Your task is to write out the complete listing exactly as it is shown.

****

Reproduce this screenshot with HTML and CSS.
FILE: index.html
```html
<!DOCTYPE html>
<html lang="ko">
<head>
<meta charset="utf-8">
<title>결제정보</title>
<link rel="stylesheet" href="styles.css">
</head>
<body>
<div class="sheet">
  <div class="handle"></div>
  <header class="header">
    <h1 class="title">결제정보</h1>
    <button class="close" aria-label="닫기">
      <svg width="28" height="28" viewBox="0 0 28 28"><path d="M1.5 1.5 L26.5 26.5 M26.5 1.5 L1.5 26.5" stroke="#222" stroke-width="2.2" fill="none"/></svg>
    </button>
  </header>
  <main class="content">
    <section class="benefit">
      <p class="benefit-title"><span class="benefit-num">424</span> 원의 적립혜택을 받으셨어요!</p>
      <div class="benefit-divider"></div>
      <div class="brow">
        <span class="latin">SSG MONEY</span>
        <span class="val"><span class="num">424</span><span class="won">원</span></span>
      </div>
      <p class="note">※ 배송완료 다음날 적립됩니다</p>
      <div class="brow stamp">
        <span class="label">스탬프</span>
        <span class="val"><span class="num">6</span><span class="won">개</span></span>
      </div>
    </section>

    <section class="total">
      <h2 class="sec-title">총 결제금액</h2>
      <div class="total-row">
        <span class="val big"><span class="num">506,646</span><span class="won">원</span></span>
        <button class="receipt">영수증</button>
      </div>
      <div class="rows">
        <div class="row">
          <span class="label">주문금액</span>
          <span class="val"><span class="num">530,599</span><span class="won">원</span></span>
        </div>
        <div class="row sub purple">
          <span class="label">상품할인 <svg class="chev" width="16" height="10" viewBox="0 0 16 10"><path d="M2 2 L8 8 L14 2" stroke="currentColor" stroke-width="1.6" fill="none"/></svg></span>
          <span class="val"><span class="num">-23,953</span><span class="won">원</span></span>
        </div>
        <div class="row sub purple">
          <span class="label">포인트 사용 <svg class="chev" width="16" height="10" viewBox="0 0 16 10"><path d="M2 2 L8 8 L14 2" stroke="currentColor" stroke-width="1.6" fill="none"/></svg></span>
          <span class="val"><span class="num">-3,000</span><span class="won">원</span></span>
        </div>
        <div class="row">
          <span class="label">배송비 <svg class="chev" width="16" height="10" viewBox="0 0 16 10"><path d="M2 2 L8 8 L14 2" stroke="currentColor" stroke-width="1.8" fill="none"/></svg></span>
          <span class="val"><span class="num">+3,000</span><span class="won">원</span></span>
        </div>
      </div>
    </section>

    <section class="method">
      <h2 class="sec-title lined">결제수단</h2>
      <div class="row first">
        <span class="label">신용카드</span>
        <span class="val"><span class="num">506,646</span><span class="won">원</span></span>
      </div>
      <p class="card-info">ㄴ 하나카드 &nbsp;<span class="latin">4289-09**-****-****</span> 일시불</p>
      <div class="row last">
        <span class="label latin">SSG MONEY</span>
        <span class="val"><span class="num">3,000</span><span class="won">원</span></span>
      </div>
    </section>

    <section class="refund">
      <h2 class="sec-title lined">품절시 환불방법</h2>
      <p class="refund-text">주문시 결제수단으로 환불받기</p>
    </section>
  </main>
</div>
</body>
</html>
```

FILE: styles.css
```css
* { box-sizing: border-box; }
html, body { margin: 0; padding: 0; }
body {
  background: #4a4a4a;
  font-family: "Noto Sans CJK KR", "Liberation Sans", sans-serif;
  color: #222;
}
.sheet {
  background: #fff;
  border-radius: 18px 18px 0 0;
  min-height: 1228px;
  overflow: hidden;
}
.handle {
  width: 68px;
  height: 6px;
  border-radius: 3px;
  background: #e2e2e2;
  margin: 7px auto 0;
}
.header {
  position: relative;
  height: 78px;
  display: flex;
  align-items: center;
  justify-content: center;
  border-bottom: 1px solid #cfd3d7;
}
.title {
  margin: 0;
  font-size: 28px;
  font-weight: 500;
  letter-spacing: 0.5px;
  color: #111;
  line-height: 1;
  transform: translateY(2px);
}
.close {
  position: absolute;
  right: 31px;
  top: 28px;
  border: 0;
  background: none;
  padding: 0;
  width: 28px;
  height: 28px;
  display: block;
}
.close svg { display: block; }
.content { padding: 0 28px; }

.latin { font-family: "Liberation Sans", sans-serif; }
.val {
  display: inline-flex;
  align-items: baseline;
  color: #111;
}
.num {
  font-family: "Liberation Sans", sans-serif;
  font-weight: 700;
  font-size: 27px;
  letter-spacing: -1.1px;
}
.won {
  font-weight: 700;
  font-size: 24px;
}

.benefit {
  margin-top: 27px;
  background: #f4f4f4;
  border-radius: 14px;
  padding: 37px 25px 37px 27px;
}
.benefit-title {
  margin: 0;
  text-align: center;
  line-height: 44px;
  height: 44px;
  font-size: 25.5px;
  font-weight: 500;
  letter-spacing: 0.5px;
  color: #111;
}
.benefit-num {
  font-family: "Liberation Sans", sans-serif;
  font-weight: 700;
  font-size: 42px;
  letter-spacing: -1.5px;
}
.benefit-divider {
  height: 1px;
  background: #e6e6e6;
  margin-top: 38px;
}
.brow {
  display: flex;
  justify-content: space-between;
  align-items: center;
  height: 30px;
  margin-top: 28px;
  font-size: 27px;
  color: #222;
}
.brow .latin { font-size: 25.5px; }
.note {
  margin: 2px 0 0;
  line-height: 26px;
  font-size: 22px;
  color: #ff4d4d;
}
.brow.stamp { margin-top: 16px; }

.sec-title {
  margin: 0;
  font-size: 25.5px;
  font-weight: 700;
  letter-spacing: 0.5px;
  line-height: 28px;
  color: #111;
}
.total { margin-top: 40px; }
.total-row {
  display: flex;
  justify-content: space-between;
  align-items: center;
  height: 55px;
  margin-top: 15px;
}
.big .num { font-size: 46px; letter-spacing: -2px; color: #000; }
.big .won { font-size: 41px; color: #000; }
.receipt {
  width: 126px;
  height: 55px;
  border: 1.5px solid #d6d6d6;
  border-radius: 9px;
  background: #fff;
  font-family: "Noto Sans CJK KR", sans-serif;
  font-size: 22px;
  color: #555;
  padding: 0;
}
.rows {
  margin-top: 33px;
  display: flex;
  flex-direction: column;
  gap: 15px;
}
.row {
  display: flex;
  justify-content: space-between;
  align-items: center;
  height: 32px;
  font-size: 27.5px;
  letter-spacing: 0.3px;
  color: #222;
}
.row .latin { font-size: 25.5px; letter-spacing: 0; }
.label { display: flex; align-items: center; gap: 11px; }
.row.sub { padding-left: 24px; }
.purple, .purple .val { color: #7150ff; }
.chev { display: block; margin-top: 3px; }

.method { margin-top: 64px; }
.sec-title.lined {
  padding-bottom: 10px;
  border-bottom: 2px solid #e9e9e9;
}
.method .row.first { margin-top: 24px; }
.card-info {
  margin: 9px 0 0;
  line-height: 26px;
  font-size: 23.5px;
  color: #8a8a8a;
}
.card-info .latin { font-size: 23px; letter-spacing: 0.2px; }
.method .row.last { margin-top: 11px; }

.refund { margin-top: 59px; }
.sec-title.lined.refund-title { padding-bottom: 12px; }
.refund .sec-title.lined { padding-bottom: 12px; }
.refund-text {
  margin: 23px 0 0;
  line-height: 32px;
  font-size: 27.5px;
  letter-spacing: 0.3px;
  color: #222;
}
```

****

» CORRECT ANSWER
Reproduce this screenshot with HTML and CSS.
FILE: index.html
```html
<!DOCTYPE html>
<html lang="ko">
<head>
<meta charset="utf-8">
<title>결제정보</title>
<link rel="stylesheet" href="styles.css">
</head>
<body>
<div class="sheet">
  <div class="handle"></div>
  <header class="header">
    <h1 class="title">결제정보</h1>
    <button class="close" aria-label="닫기">
      <svg width="28" height="28" viewBox="0 0 28 28"><path d="M1.5 1.5 L26.5 26.5 M26.5 1.5 L1.5 26.5" stroke="#222" stroke-width="2.2" fill="none"/></svg>
    </button>
  </header>
  <main class="content">
    <section class="benefit">
      <p class="benefit-title"><span class="benefit-num">424</span> 원의 적립혜택을 받으셨어요!</p>
      <div class="benefit-divider"></div>
      <div class="brow">
        <span class="latin">SSG MONEY</span>
        <span class="val"><span class="num">424</span><span class="won">원</span></span>
      </div>
      <p class="note">※ 배송완료 다음날 적립됩니다</p>
      <div class="brow stamp">
        <span class="label">스탬프</span>
        <span class="val"><span class="num">6</span><span class="won">개</span></span>
      </div>
    </section>

    <section class="total">
      <h2 class="sec-title">총 결제금액</h2>
      <div class="total-row">
        <span class="val big"><span class="num">506,646</span><span class="won">원</span></span>
        <button class="receipt">영수증</button>
      </div>
      <div class="rows">
        <div class="row">
          <span class="label">주문금액</span>
          <span class="val"><span class="num">530,599</span><span class="won">원</span></span>
        </div>
        <div class="row sub purple">
          <span class="label">상품할인 <svg class="chev" width="16" height="10" viewBox="0 0 16 10"><path d="M2 2 L8 8 L14 2" stroke="currentColor" stroke-width="1.6" fill="none"/></svg></span>
          <span class="val"><span class="num">-23,953</span><span class="won">원</span></span>
        </div>
        <div class="row sub purple">
          <span class="label">포인트 사용 <svg class="chev" width="16" height="10" viewBox="0 0 16 10"><path d="M2 2 L8 8 L14 2" stroke="currentColor" stroke-width="1.6" fill="none"/></svg></span>
          <span class="val"><span class="num">-3,000</span><span class="won">원</span></span>
        </div>
        <div class="row">
          <span class="label">배송비 <svg class="chev" width="16" height="10" viewBox="0 0 16 10"><path d="M2 2 L8 8 L14 2" stroke="currentColor" stroke-width="1.8" fill="none"/></svg></span>
          <span class="val"><span class="num">+3,000</span><span class="won">원</span></span>
        </div>
      </div>
    </section>

    <section class="method">
      <h2 class="sec-title lined">결제수단</h2>
      <div class="row first">
        <span class="label">신용카드</span>
        <span class="val"><span class="num">506,646</span><span class="won">원</span></span>
      </div>
      <p class="card-info">ㄴ 하나카드 &nbsp;<span class="latin">4289-09**-****-****</span> 일시불</p>
      <div class="row last">
        <span class="label latin">SSG MONEY</span>
        <span class="val"><span class="num">3,000</span><span class="won">원</span></span>
      </div>
    </section>

    <section class="refund">
      <h2 class="sec-title lined">품절시 환불방법</h2>
      <p class="refund-text">주문시 결제수단으로 환불받기</p>
    </section>
  </main>
</div>
</body>
</html>
```

FILE: styles.css
```css
* { box-sizing: border-box; }
html, body { margin: 0; padding: 0; }
body {
  background: #4a4a4a;
  font-family: "Noto Sans CJK KR", "Liberation Sans", sans-serif;
  color: #222;
}
.sheet {
  background: #fff;
  border-radius: 18px 18px 0 0;
  min-height: 1228px;
  overflow: hidden;
}
.handle {
  width: 68px;
  height: 6px;
  border-radius: 3px;
  background: #e2e2e2;
  margin: 7px auto 0;
}
.header {
  position: relative;
  height: 78px;
  display: flex;
  align-items: center;
  justify-content: center;
  border-bottom: 1px solid #cfd3d7;
}
.title {
  margin: 0;
  font-size: 28px;
  font-weight: 500;
  letter-spacing: 0.5px;
  color: #111;
  line-height: 1;
  transform: translateY(2px);
}
.close {
  position: absolute;
  right: 31px;
  top: 28px;
  border: 0;
  background: none;
  padding: 0;
  width: 28px;
  height: 28px;
  display: block;
}
.close svg { display: block; }
.content { padding: 0 28px; }

.latin { font-family: "Liberation Sans", sans-serif; }
.val {
  display: inline-flex;
  align-items: baseline;
  color: #111;
}
.num {
  font-family: "Liberation Sans", sans-serif;
  font-weight: 700;
  font-size: 27px;
  letter-spacing: -1.1px;
}
.won {
  font-weight: 700;
  font-size: 24px;
}

.benefit {
  margin-top: 27px;
  background: #f4f4f4;
  border-radius: 14px;
  padding: 37px 25px 37px 27px;
}
.benefit-title {
  margin: 0;
  text-align: center;
  line-height: 44px;
  height: 44px;
  font-size: 25.5px;
  font-weight: 500;
  letter-spacing: 0.5px;
  color: #111;
}
.benefit-num {
  font-family: "Liberation Sans", sans-serif;
  font-weight: 700;
  font-size: 42px;
  letter-spacing: -1.5px;
}
.benefit-divider {
  height: 1px;
  background: #e6e6e6;
  margin-top: 38px;
}
.brow {
  display: flex;
  justify-content: space-between;
  align-items: center;
  height: 30px;
  margin-top: 28px;
  font-size: 27px;
  color: #222;
}
.brow .latin { font-size: 25.5px; }
.note {
  margin: 2px 0 0;
  line-height: 26px;
  font-size: 22px;
  color: #ff4d4d;
}
.brow.stamp { margin-top: 16px; }

.sec-title {
  margin: 0;
  font-size: 25.5px;
  font-weight: 700;
  letter-spacing: 0.5px;
  line-height: 28px;
  color: #111;
}
.total { margin-top: 40px; }
.total-row {
  display: flex;
  justify-content: space-between;
  align-items: center;
  height: 55px;
  margin-top: 15px;
}
.big .num { font-size: 46px; letter-spacing: -2px; color: #000; }
.big .won { font-size: 41px; color: #000; }
.receipt {
  width: 126px;
  height: 55px;
  border: 1.5px solid #d6d6d6;
  border-radius: 9px;
  background: #fff;
  font-family: "Noto Sans CJK KR", sans-serif;
  font-size: 22px;
  color: #555;
  padding: 0;
}
.rows {
  margin-top: 33px;
  display: flex;
  flex-direction: column;
  gap: 15px;
}
.row {
  display: flex;
  justify-content: space-between;
  align-items: center;
  height: 32px;
  font-size: 27.5px;
  letter-spacing: 0.3px;
  color: #222;
}
.row .latin { font-size: 25.5px; letter-spacing: 0; }
.label { display: flex; align-items: center; gap: 11px; }
.row.sub { padding-left: 24px; }
.purple, .purple .val { color: #7150ff; }
.chev { display: block; margin-top: 3px; }

.method { margin-top: 64px; }
.sec-title.lined {
  padding-bottom: 10px;
  border-bottom: 2px solid #e9e9e9;
}
.method .row.first { margin-top: 24px; }
.card-info {
  margin: 9px 0 0;
  line-height: 26px;
  font-size: 23.5px;
  color: #8a8a8a;
}
.card-info .latin { font-size: 23px; letter-spacing: 0.2px; }
.method .row.last { margin-top: 11px; }

.refund { margin-top: 59px; }
.sec-title.lined.refund-title { padding-bottom: 12px; }
.refund .sec-title.lined { padding-bottom: 12px; }
.refund-text {
  margin: 23px 0 0;
  line-height: 32px;
  font-size: 27.5px;
  letter-spacing: 0.3px;
  color: #222;
}
```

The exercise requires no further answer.